Cecil Leighton, who joined in 1942, aged 12, recalls making his way to the club through alleys filled with “dens of ill repute,” as he describes them.

“We lived in Stepney, one of the poorest and most criminal parts of London,” says Leighton, who met his future wife Marie at the club. “It was 80 percent Jewish there once; now it’s probably 1 or 2 percent.”

Although his parents were poor immigrants from Poland, Leighton became an insurance accountant, and he and his wife now live in the leafy suburb of Chigwell – though they still belong to the synagogue Henriques established.

Summer camp away from the slums

And then there were the summer camps, held on the Highdown estate of Basil’s friend Sir Frederick Stern.

Naomi’s mother, Ruth Soetendorp, first attended aged 6 weeks old, sleeping in an orange box in her parents’ tent.

“My parents were fairly early members of O. St. G. and met each other there. It functioned as a home from home for young people growing up in the slums, and somewhere where they learnt English habits like cricket.”

Thus her mother Hannah, although a child of Polish immigrants, learned about ballet and opera from Rose.
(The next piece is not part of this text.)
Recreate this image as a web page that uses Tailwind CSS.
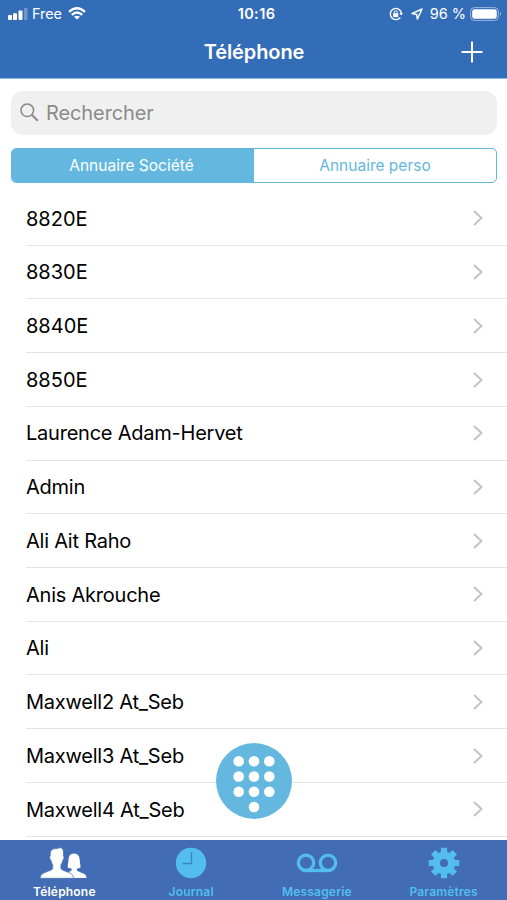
<!DOCTYPE html>
<html lang="fr">
<head>
<meta charset="utf-8">
<title>Téléphone</title>
<script src="https://cdn.jsdelivr.net/npm/@tailwindcss/browser@4"></script>
</head>
<body class="bg-white font-['Inter','Liberation_Sans',sans-serif]">
<div class="relative flex h-[900px] w-[507px] flex-col overflow-hidden bg-white text-black">
  <header class="h-[79px] shrink-0 border-b border-[#8db8e8] bg-[#346db7] text-white">
    <div class="grid h-[27px] grid-cols-3 items-center px-2">
      <div class="flex items-center text-[14.5px]">
        <svg class="h-[12px] w-[20px]" viewBox="0 0 20 12" fill="#fff"><rect x="0" y="7" width="4" height="5" rx="1"/><rect x="5" y="5.2" width="4" height="6.8" rx="1"/><rect x="10.500" y="2.500" width="4" height="9.500" rx="1"/><rect x="16" y="0" width="3.500" height="12" rx="1" opacity=".3"/></svg>
        <span class="ml-[4px] tracking-[-0.1px]">Free</span>
        <svg class="ml-[6px] h-[13px] w-[18px]" viewBox="0 0 18 13" fill="none" stroke="#fff" stroke-width="2.400"><path d="M1 4.800Q9-2.200 17 4.800"/><path d="M3.800 7.800Q9 3.200 14.200 7.800"/><path d="M9 12.600 6 9.800Q9 7.600 12 9.800Z" fill="#fff" stroke="none"/></svg>
      </div>
      <div class="pl-[18px] text-center text-[14.5px] font-semibold"><span class="-ml-[3px] pr-[9px] tracking-[0.4px]">10:16</span></div>
      <div class="-mr-[3px] flex items-center justify-end text-[14.5px]">
        <svg class="mr-[8px] h-[14px] w-[14px] shrink-0" viewBox="0 0 14 14" fill="none" stroke="#fff" stroke-width="1.400"><path d="M11.300 10.500A5.600 5.600 0 1 1 12.400 6"/><path d="M10.300 6h3.600l-1.800 2.600z" fill="#fff" stroke="none"/><rect x="4.200" y="6.200" width="5" height="3.900" fill="#fff" stroke="none"/><path d="M5.200 6.400V5.200a1.500 1.500 0 0 1 3 0v1.200" stroke-width="1"/></svg>
        <svg class="mr-[7px] h-[12px] w-[12px] shrink-0" viewBox="0 0 12 12" fill="none" stroke="#fff" stroke-width="1.500" stroke-linejoin="round"><path d="M11 1 1 5.600l4.600.8.800 4.600z"/></svg>
        <span class="whitespace-nowrap">96&nbsp;%</span>
        <svg class="ml-[4px] h-[14px] w-[32px] shrink-0" viewBox="0 0 32 14"><rect x=".6" y=".6" width="27.800" height="12.800" rx="3.800" fill="none" stroke="#fff" stroke-opacity=".5"/><rect x="2.200" y="2.200" width="24.600" height="9.600" rx="2.400" fill="#fff"/><path d="M30 4.800q2 2.200 0 4.400z" fill="#fff" opacity=".5"/></svg>
      </div>
    </div>
    <div class="grid h-[50px] grid-cols-[60px_1fr_60px] items-center">
      <span></span>
      <h1 class="pl-px text-center text-[20px] font-semibold tracking-[-0.1px]">Téléphone</h1>
      <svg class="-mt-px ml-[14px] h-[22px] w-[22px]" viewBox="0 0 22 22" stroke="#fff" stroke-width="2"><path d="M11 .5v21M.5 11h21"/></svg>
    </div>
  </header>

  <div class="mx-[11px] mt-[12px] flex h-[43.500px] w-[486px] shrink-0 items-center rounded-[12px] bg-[#f0f0f0] pl-[9px]">
    <svg class="h-[19px] w-[19px]" viewBox="0 0 19 19" fill="none" stroke="#8a8a8a"><circle cx="7.300" cy="7.300" r="6.300" stroke-width="1.500"/><path d="m12 12 5.800 5.800" stroke-width="2"/></svg>
    <span class="ml-[7px] text-[20px] tracking-[-0.1px] text-[#8b8b8b]">Rechercher</span>
  </div>

  <div class="mx-[11px] mt-[13px] grid h-[35.500px] w-[486px] shrink-0 grid-cols-2 overflow-hidden rounded-[5px] border border-[#64b8e0] text-center text-[15.500px] leading-[34px]">
    <span class="bg-[#64b8e0] pr-[3px] text-white">Annuaire Société</span>
    <span class="text-[#64b8e0]">Annuaire perso</span>
  </div>

  <main id="contacts" class="mt-[9px] min-h-0 flex-1 overflow-hidden pl-[26px]"></main>

  <footer class="grid h-[60px] shrink-0 grid-cols-4 bg-[#426db4] text-[12px] font-semibold tracking-[0.2px] text-[#53bdef]">
    <div class="flex flex-col items-center pl-[2px] pt-[7px] text-white">
      <svg class="-ml-[2px] h-[32px] w-[48px]" viewBox="0 0 48 32" fill="#fff"><path d="M35 6.500C31 6.500 29.600 9.500 29.500 13L28.600 20.200C30 21.200 31.600 21.500 32.600 21.500V23.500L28 26V31H47.500C47.500 28 46 27 43.500 26.200L38 23.800V21.500C39 21.500 40.400 21.200 41.600 20.200L40.700 13C40.600 9.500 39 6.500 35 6.500Z"/><path d="M18 1.600C20 .8 22.500 .3 22.700 1.200C24.600 2 24.700 4.500 24.300 8.800C25.500 9.300 24.900 13 23.600 13.500C23.300 15.500 22.700 16.900 21.900 17.700V21.500C22.300 22.800 24.500 23.400 29 25.200C32.500 26.600 34.500 27.500 34.500 31.300H1.300C1.300 27.500 3.200 26.600 6.700 25.200C11.200 23.400 13.400 22.800 13.700 21.500V17.700C13 16.900 12.400 15.500 12.100 13.500C10.800 13 10.200 9.300 11.300 8.800C10.900 4 12.200 1.600 18 1.600Z" stroke="#426db4" stroke-width=".7"/></svg>
      <span class="mt-[5px] leading-[15px]">Téléphone</span>
    </div>
    <div class="flex flex-col items-center pl-[2px] pt-[7px]">
      <svg class="h-[32px] w-[32px]" viewBox="0 0 32 32"><circle cx="16" cy="16" r="15.200" fill="#53bdef"/><path d="M16.500 5v11.500h-9" fill="none" stroke="#3888bf" stroke-width="1.300"/></svg>
      <span class="mt-[5px] leading-[15px]">Journal</span>
    </div>
    <div class="flex flex-col items-center pt-[7px]">
      <svg class="h-[32px] w-[42px]" viewBox="0 0 42 32" fill="none" stroke="#53bdef" stroke-width="3.300"><circle cx="10" cy="15.800" r="7.700"/><circle cx="32" cy="15.800" r="7.700"/><path d="M10 23.500h22"/></svg>
      <span class="mt-[5px] leading-[15px]">Messagerie</span>
    </div>
    <div class="flex flex-col items-center pt-[7px]">
      <svg class="h-[32px] w-[32px]" viewBox="-16 -16 32 32"><g stroke="#53bdef" stroke-width="6.200"><path d="M0-15.300v30.600M-15.300 0h30.600M-10.800-10.800l21.600 21.600M10.800-10.800l-21.600 21.600"/></g><circle r="11.300" fill="#53bdef"/><circle r="4" fill="#426db4"/></svg>
      <span class="mt-[5px] leading-[15px]">Paramètres</span>
    </div>
  </footer>

  <button class="absolute left-[216px] top-[743px] h-[76px] w-[76px] rounded-full bg-[#64b8e0]" aria-label="Clavier">
    <svg class="h-[76px] w-[76px]" viewBox="0 0 76 76" fill="#fff"><circle cx="22.700" cy="18.300" r="5.300"/><circle cx="38" cy="18.300" r="5.300"/><circle cx="53.300" cy="18.300" r="5.300"/><circle cx="22.700" cy="33.500" r="5.300"/><circle cx="38" cy="33.500" r="5.300"/><circle cx="53.300" cy="33.500" r="5.300"/><circle cx="22.700" cy="48.700" r="5.300"/><circle cx="38" cy="48.700" r="5.300"/><circle cx="53.300" cy="48.700" r="5.300"/><circle cx="38" cy="64" r="5.300"/></svg>
  </button>
</div>
<script>
  const names = ["8820E", "8830E", "8840E", "8850E", "Laurence Adam-Hervet", "Admin", "Ali Ait Raho", "Anis Akrouche", "Ali", "Maxwell2 At_Seb", "Maxwell3 At_Seb", "Maxwell4 At_Seb"];
  document.getElementById("contacts").innerHTML = names.map(n => `
    <div class="flex h-[53.730px] items-center justify-between border-b border-[#e4e4e6] pr-[24.500px]">
      <span class="pt-[0.500px] text-[20px] ${/^\d/.test(n) ? "tracking-normal" : "tracking-[-0.23px]"}">${n}</span>
      <svg class="h-[16px] w-[10px]" viewBox="0 0 10 16" fill="none" stroke="#c3c3c7" stroke-width="2"><path d="m1 1 7.500 7L1 15"/></svg>
    </div>`).join("");
</script>
</body>
</html>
Her father Jack went on to study mechanical engineering, graduating with first-class honors. Ruth, now a law professor at Bournemouth University, still has a painting by Rose hanging in her hallway – half-naked teenage girls bathing at Highdown camp.

“It hit me years later, driving from the East End to the Downs and seeing the urban East End giving way to the countryside, that this was the only time these children left the city. It had an absolutely profound effect on them,” she says.
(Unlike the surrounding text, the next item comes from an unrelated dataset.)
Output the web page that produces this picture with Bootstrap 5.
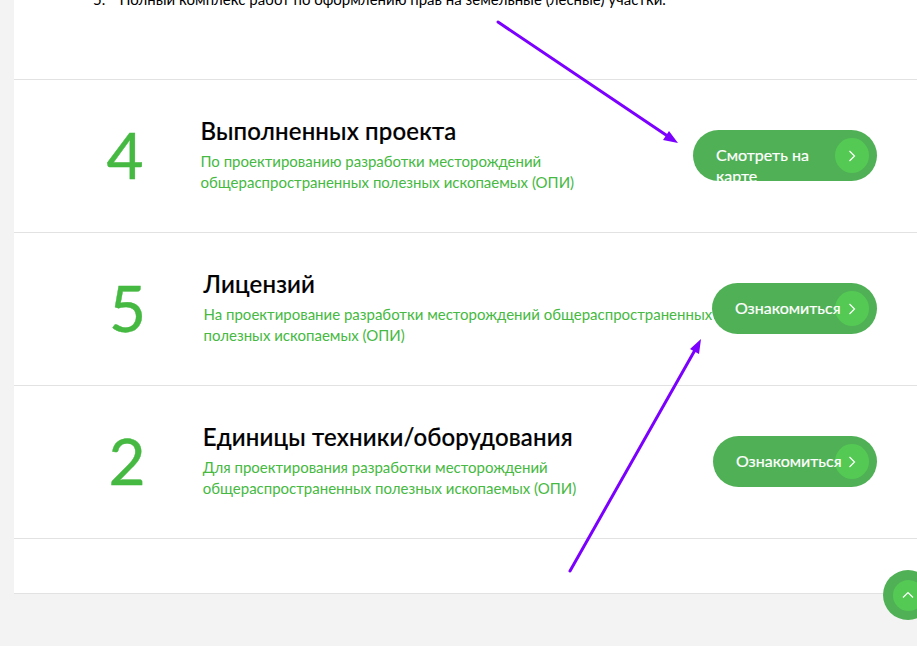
<!DOCTYPE html>
<html lang="ru">
<head>
<meta charset="utf-8">
<meta name="viewport" content="width=device-width, initial-scale=1">
<title>Проекты</title>
<link href="https://cdn.jsdelivr.net/npm/bootstrap@5.3.0/dist/css/bootstrap.min.css" rel="stylesheet">
<style>
body{font-family:Lato,"Open Sans",sans-serif;background:#f3f3f3;color:#000;height:646px;overflow:hidden;font-size:15px;line-height:21px}
.sheet{margin-left:14px;height:594px;border-bottom:1px solid #e2e2e2}
.intro{height:79px;padding-left:79px}
.intro-line{margin-top:-11px;white-space:nowrap}
.intro-num{width:26.5px}
.stat{height:153px;border-top:1px solid #e2e2e2;padding-right:40px}
.stat-last{height:154px;border-bottom:1px solid #e2e2e2}
.num{font-size:64px;line-height:64px;color:#45b941;padding-top:43px;-webkit-text-stroke:.4px #45b941}
.txt{padding-top:35px;color:#45b941;white-space:nowrap;min-width:0}
.txt h2{font-size:24px;line-height:32px;font-weight:500;color:#000;margin:0 0 4px;-webkit-text-stroke:.2px #000;letter-spacing:.16px}
.n4{padding-left:92.5px;width:186.5px}.n5{padding-left:95px;width:189.5px}.n2{padding-left:94.5px;width:188.7px}
.pill{height:51px;border-radius:26px;background:#50b055;color:#fff;font-size:16px;line-height:21px;padding:14px 0 0 23px;margin-top:50px;overflow:hidden;-webkit-text-stroke:.2px #fff}
.w4{width:184px}.w5{width:165px}.w2{width:164px}
.pill-label{z-index:1;width:106px}
.dot{width:34px;height:35px;right:8px;top:8px;background:#54c954}
.up{width:50px;height:50px;left:883px;top:570px;background:#50b055}
.up-in{width:31px;height:31px;background:#54c954}
</style>
</head>
<body class="position-relative">
<main class="sheet bg-white overflow-hidden">
<div class="intro d-flex align-items-start"><div class="intro-line d-flex"><span class="intro-num">5.</span><span class="intro-text">Полный комплекс работ по оформлению прав на земельные (лесные) участки.</span></div></div>
<section class="stat d-flex"><div class="num n4 flex-shrink-0">4</div><div class="txt"><h2>Выполненных проекта</h2><div>По проектированию разработки месторождений<br>общераспространенных полезных ископаемых (ОПИ)</div></div>
<a class="pill w4 d-block text-decoration-none position-relative ms-auto flex-shrink-0"><span class="pill-label d-block position-relative">Смотреть на карте</span><span class="dot rounded-circle position-absolute d-flex align-items-center justify-content-center"><svg width="8" height="12" viewBox="0 0 8 12" fill="none" stroke="#fff" stroke-width="1.2"><path d="M1.5 1l5 5-5 5"/></svg></span></a></section>
<section class="stat d-flex"><div class="num n5 flex-shrink-0">5</div><div class="txt"><h2>Лицензий</h2><div>На проектирование разработки месторождений общераспространенных<br>полезных ископаемых (ОПИ)</div></div>
<a class="pill w5 d-block text-decoration-none position-relative ms-auto flex-shrink-0"><span class="pill-label d-block position-relative">Ознакомиться</span><span class="dot rounded-circle position-absolute d-flex align-items-center justify-content-center"><svg width="8" height="12" viewBox="0 0 8 12" fill="none" stroke="#fff" stroke-width="1.2"><path d="M1.5 1l5 5-5 5"/></svg></span></a></section>
<section class="stat stat-last d-flex"><div class="num n2 flex-shrink-0">2</div><div class="txt"><h2>Единицы техники/оборудования</h2><div>Для проектирования разработки месторождений<br>общераспространенных полезных ископаемых (ОПИ)</div></div>
<a class="pill w2 d-block text-decoration-none position-relative ms-auto flex-shrink-0"><span class="pill-label d-block position-relative">Ознакомиться</span><span class="dot rounded-circle position-absolute d-flex align-items-center justify-content-center"><svg width="8" height="12" viewBox="0 0 8 12" fill="none" stroke="#fff" stroke-width="1.2"><path d="M1.5 1l5 5-5 5"/></svg></span></a></section>
</main>
<a class="up rounded-circle position-absolute d-flex align-items-center justify-content-center"><span class="up-in rounded-circle d-flex align-items-center justify-content-center"><svg width="12" height="8" viewBox="0 0 12 8" fill="none" stroke="#fff" stroke-width="1.2"><path d="M1 6.5l5-5 5 5"/></svg></span></a>
<svg class="position-absolute top-0 start-0 pe-none" width="917" height="646" fill="#7b00ff" stroke="#7b00ff"><path d="M498 22L669 137M570 571L695 350" stroke-width="3" stroke-linecap="round"/><path d="M678 143l-15-3 6-9zM701 339l-2 15-9-5z" stroke="none"/></svg>
<script src="https://cdn.jsdelivr.net/npm/bootstrap@5.3.0/dist/js/bootstrap.bundle.min.js"></script>
</body>
</html>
The East End was bombed during World War II, driving many Jewish families further afield – especially as their socioeconomic situation improved. New communities sprang up in the north London suburbs and Essex.

Stepney, Bethnal Green and Whitechapel became home to new waves of immigrants, mainly from the Indian subcontinent, and have in turn been gentrified. The main synagogue on Brick Lane – itself once a Huguenot church – is now a mosque, and there are only a handful of functioning shuls left – including the oldest surviving synagogue in Britain, Bevis Marks.

What was originally intended as social housing for the Jewish poor are now luxury flats, including the Berners Street building that the club sold in 1973 – although the street has since been renamed Henriques street.

As for the Oxford and St. George’s club, the centenary celebrations marked the end of an era. The club ceased to function long ago.

Highdown is now a public park, but Naomi and her mother still go there every year. There is a bench there with a plaque in Jack’s memory, where the family goes to say Kaddish on the anniversary of his death. And it’s the site where he asked for his ashes to be scattered, because, according to his daughter, “that’s the place he was happiest.”